One of the first concerns that arose at the beginning of COVID-related shutdowns was that the housing market—responsible for a large portion of economic activity in the United States—would be brought to a virtual standstill. Instead, the ensuing months were among the most active and profitable in recent history. This was due, in part, to early and robust government intervention at the local, state, and federal levels, including the CARES Act and its homeowner and renter protections.
Now, as some of the early provisions of the CARES Act, including mortgage forbearance, come to a close, homeowners, homebuyers, and real estate professionals are wondering what comes next. Learn what the end of mortgage forbearance means for your clients on both sides of the negotiating table—and what it may mean for your business.
COVID-era Mortgage Forbearance: A History
COVID-19 shutdowns began in mid-March 2020, and the passage of the CARES Act followed just days prior. This first foray provided an economic cushion for Americans reeling from the impact of the virus, and the CARES Act subsequently underwent updates and extensions over the following months.
The CARES Act was designed to meet a wide range of economic needs, from providing increased benefits for food stamp recipients to protections for business owners and their employees. As part of its focus on housing, The CARES Act also provided mortgage forbearance for homeowners with government-backed mortgages, including HUD-FHA, VA, and USDA loans and those backed by Fannie Mae and Freddie Mac. These protections led to similar protections from private mortgage providers.
Although it has been extended multiple times, forbearance for FHA, VA, and USDA homeowners is currently set to expire on September 30, 2021, and at this point no further extensions are expected. For homeowners who are eligible for forbearance, this means that applications must be completed and submitted by that date. Fannie Mae and Freddie Mac have not yet announced a deadline for requesting an initial forbearance.
Why the end of forbearance may lead to increased inventory
For many homeowners, the end of forbearance aligns with increased economic activity and a return to pre-COVID employment. This may provide the opportunity for these individuals to resume their mortgage payments while also making arrangements for making up missed payments. Alternatively, some may choose to refinance their loans at today’s low rates in order to make repayment more manageable.

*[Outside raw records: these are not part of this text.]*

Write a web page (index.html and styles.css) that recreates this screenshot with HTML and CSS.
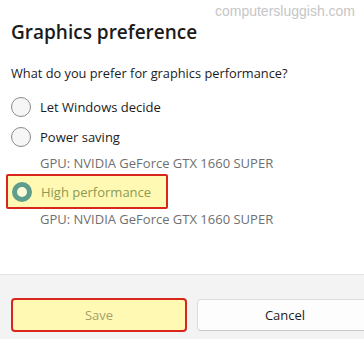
FILE: index.html
```html
<!DOCTYPE html>
<html>
<head>
<meta charset="utf-8">
<link rel="stylesheet" href="styles.css">
</head>
<body>
<div class="dialog">
  <div class="watermark">computersluggish.com</div>
  <div class="content">
    <h1 class="title">Graphics preference</h1>
    <p class="question">What do you prefer for graphics performance?</p>
    <div class="options">
      <div class="option">
        <span class="radio"></span>
        <span class="label">Let Windows decide</span>
      </div>
      <div class="option">
        <span class="radio"></span>
        <span class="label">Power saving</span>
      </div>
      <div class="gpu">GPU: NVIDIA GeForce GTX 1660 SUPER</div>
      <div class="option option-selected">
        <span class="radio radio-checked"></span>
        <span class="label">High performance</span>
      </div>
      <div class="gpu gpu-last">GPU: NVIDIA GeForce GTX 1660 SUPER</div>
    </div>
  </div>
  <div class="footer">
    <button class="btn btn-save">Save</button>
    <button class="btn btn-cancel">Cancel</button>
  </div>
</div>
</body>
</html>
```
FILE: styles.css
```css
html, body {
  margin: 0;
  padding: 0;
  background: #ffffff;
  width: 364px;
  height: 339px;
  overflow: hidden;
}
body {
  font-family: "Open Sans", "Noto Sans", sans-serif;
  color: #1b1b1b;
}
.dialog {
  width: 364px;
  height: 339px;
  display: flex;
  flex-direction: column;
  overflow: hidden;
}
.watermark {
  height: 20px;
  line-height: 22px;
  text-align: right;
  padding-right: 9px;
  font-size: 14px;
  color: #c6c6c6;
  font-family: "Liberation Sans", sans-serif;
}
.content {
  padding: 0 11px;
  flex: 1;
}
.title {
  margin: -2px 0 0 0;
  font-size: 19px;
  font-weight: 600;
  line-height: 28px;
  color: #1b1b1b;
}
.question {
  margin: 17px 0 0 0;
  font-size: 12.8px;
  line-height: 20px;
}
.options {
  margin-top: 9px;
}
.option {
  display: flex;
  align-items: center;
  gap: 9px;
  height: 30px;
  font-size: 13px;
}
.radio {
  box-sizing: border-box;
  width: 20px;
  height: 20px;
  border-radius: 50%;
  border: 1px solid #8a8a8a;
  background: #f6f6f6;
  flex: none;
}
.radio-checked {
  border: 5px solid #5f9e8d;
  background: #fdfbd8;
}
.gpu {
  padding-left: 29px;
  font-size: 13px;
  color: #6f6f6f;
  height: 22px;
  line-height: 22px;
}
.gpu-last {
  height: 20px;
  line-height: 20px;
}
.option-selected {
  margin-left: -5px;
  padding-left: 4px;
  width: 154px;
  height: 31px;
  border: 2px solid #d9261c;
  border-radius: 2px;
  background: #fff9b3;
  color: #8c9a55;
}
.footer {
  height: 65px;
  flex: none;
  border-top: 1px solid #e3e3e3;
  background: #f3f3f3;
  display: grid;
  grid-template-columns: 176px 176px;
  column-gap: 10px;
  padding: 24px 0 0 11px;
  box-sizing: border-box;
  align-items: start;
}
.btn {
  font-family: inherit;
  font-size: 13px;
  height: 32px;
  border-radius: 4px;
  margin: 0;
}
.btn-save {
  background: #fff9b3;
  border: 2px solid #d9261c;
  color: #a59f6c;
  height: 34px;
  margin-top: -1px;
}
.btn-cancel {
  background: #fdfdfd;
  border: 1px solid #dcdcdc;
  border-bottom-color: #c9c9c9;
  color: #1b1b1b;
}
```
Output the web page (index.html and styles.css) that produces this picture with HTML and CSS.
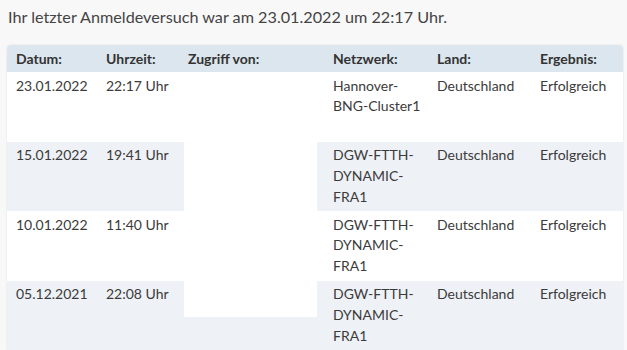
FILE: index.html
```html
<!DOCTYPE html>
<html lang="de">
<head>
<meta charset="utf-8">
<link rel="stylesheet" href="styles.css">
</head>
<body>
<div class="page">
  <p class="intro">Ihr letzter Anmeldeversuch war am 23.01.2022 um 22:17 Uhr.</p>
  <div class="table-wrap">
    <table class="log">
      <colgroup>
        <col class="c-date"><col class="c-time"><col class="c-from"><col class="c-net"><col class="c-land"><col class="c-res">
      </colgroup>
      <thead>
        <tr><th>Datum:</th><th>Uhrzeit:</th><th>Zugriff von:</th><th>Netzwerk:</th><th>Land:</th><th>Ergebnis:</th></tr>
      </thead>
      <tbody>
        <tr><td>23.01.2022</td><td>22:17 Uhr</td><td></td><td>Hannover-<br>BNG-Cluster1</td><td>Deutschland</td><td>Erfolgreich</td></tr>
        <tr class="alt"><td>15.01.2022</td><td>19:41 Uhr</td><td></td><td>DGW-FTTH-<br>DYNAMIC-<br>FRA1</td><td>Deutschland</td><td>Erfolgreich</td></tr>
        <tr><td>10.01.2022</td><td>11:40 Uhr</td><td></td><td>DGW-FTTH-<br>DYNAMIC-<br>FRA1</td><td>Deutschland</td><td>Erfolgreich</td></tr>
        <tr class="alt"><td>05.12.2021</td><td>22:08 Uhr</td><td></td><td>DGW-FTTH-<br>DYNAMIC-<br>FRA1</td><td>Deutschland</td><td>Erfolgreich</td></tr>
      </tbody>
    </table>
    <div class="redact"></div>
  </div>
</div>
</body>
</html>
```
FILE: styles.css
```css
html, body {
  margin: 0;
  padding: 0;
  background: #f8f8f8;
}
body {
  font-family: Lato, "Open Sans", sans-serif;
  color: #3b3b3b;
  font-size: 14px;
}
.page {
  padding: 0 4px 0 7px;
}
.intro {
  margin: 0;
  padding: 5px 0 0 1px;
  height: 45px;
  box-sizing: border-box;
  font-size: 16.2px;
  line-height: 24px;
  color: #444;
}
.table-wrap {
  position: relative;
  width: 616px;
  border-radius: 4px 4px 0 0;
  overflow: hidden;
  box-shadow: 0 0 2px rgba(0,0,0,0.12);
}
.log {
  width: 616px;
  border-collapse: collapse;
  table-layout: fixed;
  background: #fff;
}
.c-date { width: 90px; }
.c-time { width: 82px; }
.c-from { width: 145px; }
.c-net { width: 104px; }
.c-land { width: 103px; }
.c-res { width: 92px; }
.log th {
  background: #dce6ee;
  text-align: left;
  font-weight: 700;
  color: #333;
  height: 27px;
  padding: 0 9px;
  line-height: 26px;
  box-sizing: border-box;
}
.log td {
  vertical-align: top;
  padding: 3.5px 9px 3px;
  line-height: 20.8px;
  height: 69.6px;
  box-sizing: border-box;
  white-space: nowrap;
}
.log tr.alt td {
  background: #eef1f6;
}
.redact {
  position: absolute;
  left: 177px;
  top: 27px;
  width: 133px;
  height: 245px;
  background: #fff;
}
```
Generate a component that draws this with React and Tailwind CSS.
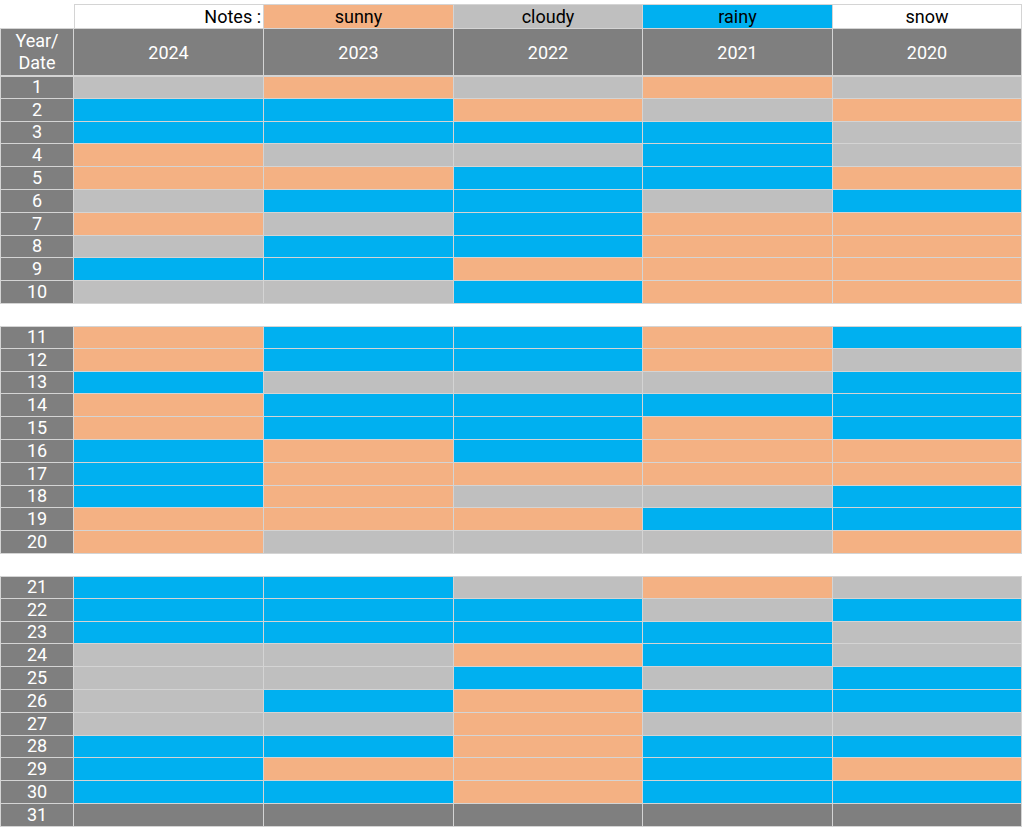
const S = "bg-[#f4b183]";
const C = "bg-[#bfbfbf]";
const R = "bg-[#00b0f0]";

const colors = { s: S, c: C, r: R, g: "bg-[#7f7f7f]" };

const years = ["2024", "2023", "2022", "2021", "2020"];

// one string per date, columns 2024..2020
const data = [
  "cscsc",
  "rrscs",
  "rrrrc",
  "sccrc",
  "ssrrs",
  "crrcr",
  "scrss",
  "crrss",
  "rrsss",
  "ccrss",
  "srrsr",
  "srrsc",
  "rcccr",
  "srrrr",
  "srrsr",
  "rsrss",
  "rssss",
  "rsccr",
  "sssrr",
  "scccs",
  "rrcsc",
  "rrrcr",
  "rrrrc",
  "ccsrc",
  "ccrcr",
  "crsrr",
  "ccscc",
  "rrsrr",
  "rssrs",
  "rrsrr",
  "ggggg",
];

const cols = "grid grid-cols-[74px_190px_190px_189px_190px_189px]";

const DayRow = ({ day, row, top }) => (
  <div className={cols}>
    <div
      className={`h-[22.8px] border-l border-r border-b border-[#d4d4d4] bg-[#7f7f7f] text-white flex items-center justify-center leading-none ${top ? "border-t" : ""}`}
    >
      {day}
    </div>
    {row.split("").map((k, i) => (
      <div
        key={i}
        className={`h-[22.8px] border-r border-b border-[#d4d4d4] ${colors[k]} ${top ? "border-t" : ""}`}
      />
    ))}
  </div>
);

const Block = ({ start, end }) => (
  <div>
    {data.slice(start, end).map((row, i) => (
      <DayRow key={start + i} day={start + i + 1} row={row} top={i === 0} />
    ))}
  </div>
);

export default function App() {
  return (
    <div
      className="w-[1024px] h-[838px] bg-white pt-[4px] text-[18px]"
      style={{ fontFamily: "Roboto, 'Noto Sans', sans-serif" }}
    >
      {/* legend */}
      <div className={cols}>
        <div className="h-[25px] border-b border-[#d4d4d4]" />
        <div className="h-[25px] border-t border-l border-r border-b border-[#d4d4d4] bg-white text-black flex items-center justify-end pr-[2px] leading-none">
          Notes :
        </div>
        <div className={`h-[25px] border-t border-r border-b border-[#d4d4d4] ${S} text-black flex items-center justify-center leading-none`}>
          sunny
        </div>
        <div className={`h-[25px] border-t border-r border-b border-[#d4d4d4] ${C} text-black flex items-center justify-center leading-none`}>
          cloudy
        </div>
        <div className={`h-[25px] border-t border-r border-b border-[#d4d4d4] ${R} text-black flex items-center justify-center leading-none`}>
          rainy
        </div>
        <div className="h-[25px] border-t border-r border-b border-[#d4d4d4] bg-white text-black flex items-center justify-center leading-none">
          snow
        </div>
      </div>

      {/* header */}
      <div className={cols}>
        <div className="h-[47px] border-l border-r border-b border-[#d4d4d4] bg-[#7f7f7f] text-white flex flex-col items-center justify-center leading-[22px]">
          <span>Year/</span>
          <span>Date</span>
        </div>
        {years.map((y) => (
          <div
            key={y}
            className="h-[47px] border-r border-b border-[#d4d4d4] bg-[#7f7f7f] text-white flex items-center justify-center"
          >
            {y}
          </div>
        ))}
      </div>

      <Block start={0} end={10} />
      <div className="h-[22px]" />
      <Block start={10} end={20} />
      <div className="h-[22px]" />
      <Block start={20} end={31} />
    </div>
  );
}
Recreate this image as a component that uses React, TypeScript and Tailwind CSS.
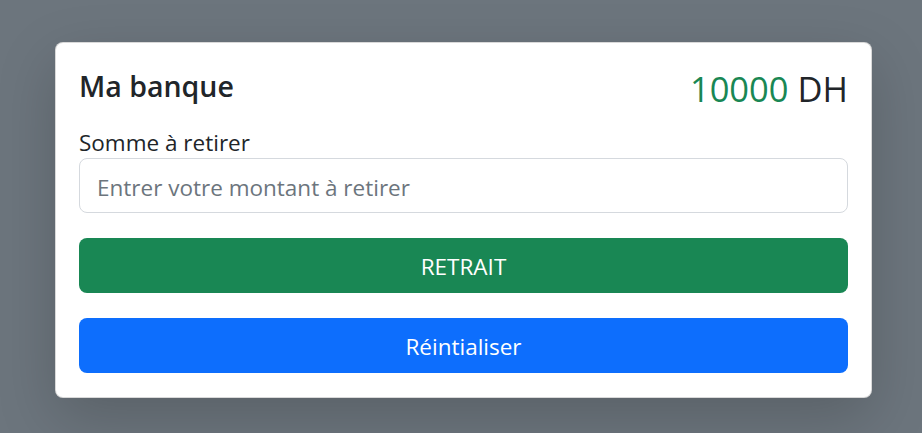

For those who are still struggling, the end of forbearance may mean selling their current home in order to get out from under a burdensome financial obligation. A recent report by Zillow posited that this could result in almost a quarter-million new listings, which presents both an opportunity and an obligation for real estate agents and brokers working with eager buyers and distressed homeowners.
How to prepare your business for a more active market
For those agents with a long list of buyers who have been frustrated by low inventory and rising home prices, the months ahead may offer an unexpected opportunity. Increased inventory is poised to couple with a return to somewhat normal living conditions, with increased rates of vaccination, rising rates of travel, and the return of students to in-person schools.
At the same time, for markets with a seasonal ebb and flow, a fall and winter market that is more like that of the pre-COVID housing market, coupled with increased inventory, may help to ameliorate the tightening and hyper-competitive purchase environment of the past year and a half. For those buyers turned off by multiple offer situations on every listing, this could be a welcome respite that would tempt them back into a home search.
To communicate this good news to your buyers, do the following:
- Reach out with supporting statistics for your market. These could include increasing average days on the market, an increase in the number of active listings, and more stable home prices.
- Talk to them about their search, and find out if any of the specifics have changed or if they’re interested in broadening their search parameters.
- Find out whether they’re planning to go back to the office or if they are working remotely permanently. This could help them broaden their search to neighborhoods that weren’t on their original list.
- Work with your favorite lender to come up with a solution-based approach, including mortgage products that fund renovations and improvements for buyers who are willing to entertain the idea of a fixer-upper property.
How to help homeowners in financial distress following forbearance
For sellers who approach you in response to the end of mortgage forbearance, do the following:
- Make sure they have reached out to their lender and exhausted all their options under their current forbearance plan.
- Make sure they understand their options for refinancing before they decide to sell.
- Help them price their property appropriately for the latest market conditions so that they can get the most out of their home’s equity.
- Help them determine whether they may be able to downsize into a smaller home using the proceeds from the sale of their current home so that they can continue to enjoy the benefits of homeownership.
- Reach out to your professional network and create a comprehensive marketing plan so that your seller clients can maximize the value that currently exists in their home and get back on their feet financially.
As a real estate professional, you are uniquely positioned to make a huge difference in the lives of both buyers and sellers during this challenging time. Make sure that you are communicating regularly and keeping up to date with all the market and economic trends that will impact your clients in the days ahead.